* **THE PROBLEM**: Return all the data below as it stands, minus the pictures.

* **INFORMATION PROVIDED**:
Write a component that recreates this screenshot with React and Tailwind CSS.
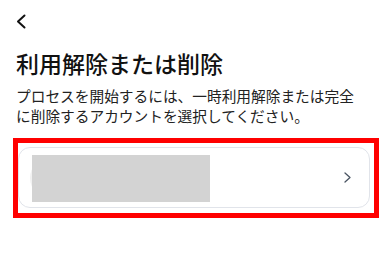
import React from 'react';

const App = () => {
  return (
    <div className="w-[385px] h-[253px] bg-white overflow-hidden" style={{ fontFamily: '"Noto Sans CJK JP", "Noto Sans", sans-serif' }}>
      {/* Back button */}
      <div className="pt-[14px] pl-[16px] h-[48px]">
        <svg width="10" height="15" viewBox="0 0 10 15" fill="none">
          <path d="M8.5 1.5 L2 7.5 L8.5 13.5" stroke="#111" strokeWidth="2" strokeLinecap="round" strokeLinejoin="round" />
        </svg>
      </div>

      {/* Title + description */}
      <div className="px-[16px]">
        <h1 className="text-[23px] leading-[30px] text-[#111] font-medium">利用解除または削除</h1>
        <p className="mt-[8px] text-[14.7px] leading-[20px] text-[#222]">
          プロセスを開始するには、一時利用解除または完全
          <br />
          に削除するアカウントを選択してください。
        </p>
      </div>

      {/* Highlighted account row */}
      <div className="mt-[12px] ml-[13px] w-[366px] border-[5px] border-[#ff0000] pl-0 pr-[4px] pt-[4px] pb-[5px]">
        <div className="relative h-[61px] rounded-[12px] border border-[#e1e4ea] flex items-center justify-between pl-[11px] pr-[18px]">
          <div className="w-[40px] h-[40px] rounded-full bg-[#f1f1f1]" />
          <div className="absolute left-[13px] top-[7px] w-[178px] h-[47px] bg-[#d3d3d3]" />
          <svg width="7" height="11" viewBox="0 0 7 11" fill="none">
            <path d="M1 1 L6 5.5 L1 10" stroke="#4b5563" strokeWidth="1.3" strokeLinecap="round" strokeLinejoin="round" />
          </svg>
        </div>
      </div>
    </div>
  );
};

export default App;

* **EXERCISE RESULT**:
Write a component that recreates this screenshot with React and Tailwind CSS.
import React from 'react';

const App = () => {
  return (
    <div className="w-[385px] h-[253px] bg-white overflow-hidden" style={{ fontFamily: '"Noto Sans CJK JP", "Noto Sans", sans-serif' }}>
      {/* Back button */}
      <div className="pt-[14px] pl-[16px] h-[48px]">
        <svg width="10" height="15" viewBox="0 0 10 15" fill="none">
          <path d="M8.5 1.5 L2 7.5 L8.5 13.5" stroke="#111" strokeWidth="2" strokeLinecap="round" strokeLinejoin="round" />
        </svg>
      </div>

      {/* Title + description */}
      <div className="px-[16px]">
        <h1 className="text-[23px] leading-[30px] text-[#111] font-medium">利用解除または削除</h1>
        <p className="mt-[8px] text-[14.7px] leading-[20px] text-[#222]">
          プロセスを開始するには、一時利用解除または完全
          <br />
          に削除するアカウントを選択してください。
        </p>
      </div>

      {/* Highlighted account row */}
      <div className="mt-[12px] ml-[13px] w-[366px] border-[5px] border-[#ff0000] pl-0 pr-[4px] pt-[4px] pb-[5px]">
        <div className="relative h-[61px] rounded-[12px] border border-[#e1e4ea] flex items-center justify-between pl-[11px] pr-[18px]">
          <div className="w-[40px] h-[40px] rounded-full bg-[#f1f1f1]" />
          <div className="absolute left-[13px] top-[7px] w-[178px] h-[47px] bg-[#d3d3d3]" />
          <svg width="7" height="11" viewBox="0 0 7 11" fill="none">
            <path d="M1 1 L6 5.5 L1 10" stroke="#4b5563" strokeWidth="1.3" strokeLinecap="round" strokeLinejoin="round" />
          </svg>
        </div>
      </div>
    </div>
  );
};

export default App;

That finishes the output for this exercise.